Perhaps after such a gamut of tragic and harrowing dramatic expression, Tchaikovsky’s Fantasy-Overture “Romeo and Juliet” which followed was all just a bit much of a similar mode to take in! I appreciated the conductor letting us know that the piece was special for him, and I wondered whether at times he was “loving” it all a bit too much rather than letting parts of the music simply breathe and establish a more natural flow. Ask person B for his or her opinion and the impression could well be different; but I thought in places the expression was too “full on” at the beginning of a sequence for the music to be able to “go” anywhere except where the players started from. Particularly in the case of the wind choirs at the beginning and end of the work, I thought a lighter, more air-borne texture would have given the music more life and allowed the players room to deepen the expression as the sequences developed – here, it seemed to me that everybody was trying just a bit TOO hard!
That said, the work’s other sequences provided by turns plenty of excitement and lyrical warmth – apart from a too-eager horn at the beginning, the detailing from the different instrumental strands readily and precisely brought things to life – the timpani and the lower strings built the tension superbly just before the “fight” music, the strings’ swirling exchanges with the winds prepared the way excitingly for the brass and percussion interjections depicting the warring houses, and the combination of strings and cor anglais melted all hearts with the famous love-theme, the harp and strings sounding gorgeous together with the winds when creating a diaphanous resonance in the lovers’ wake.

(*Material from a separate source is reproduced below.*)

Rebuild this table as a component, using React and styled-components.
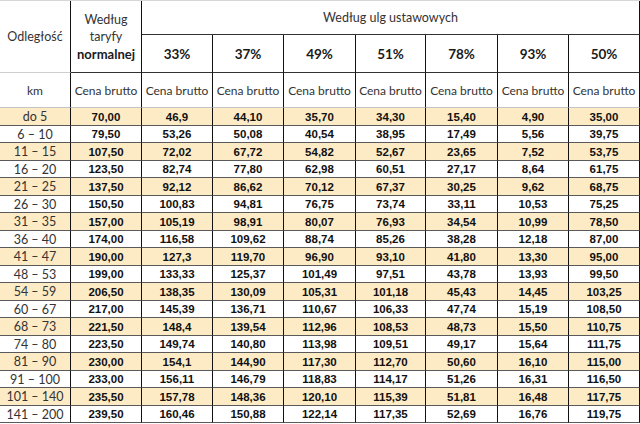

The return of the “fight”music created even more tension a second time round with great work from the horns, and the strings brandishing great attack and holding tightly-wrought rhythms, so important in this music. The heavy brass made splendid sounds, while the trumpets, fallible at their first big entry, rallied and delivered, contributing to the excitement – amid the exhaustion of these energies, the conductor drove his winds and strings onward to that incredible upsurge of feeling which flooded in with the love theme’s return, the strings giving all they had with real passion and commitment. One more frenzied upsurge of energy and the music most satisfyingly collapsed, all passions spent, everybody having played their hearts out! A pity that the brass, having done such sterling work throughout were a degree or so too loud for the timpani’s deathly, funereal drumbeats to be heard, though a friend I sat with who was an ex-brass player commented on the difficulty for the players of keeping the instruments’ tones really soft. Though I thought the winds also gave too generously at the end, I thought the strings positively celestial in their rising figure, with the thunderous timpani and powerful brass giving us a most emphatic conclusion to the concert.
I haven’t given sufficient attention to Andrew Atkins’ direction throughout – though parts of the Tchaikovsky I thought needed a lighter touch, I was riveted by his work with the players for the rest of the time – the responses he got from the orchestra throughout the afternoon’s music-making produced, to my way of thinking, a truly memorable musical occasion.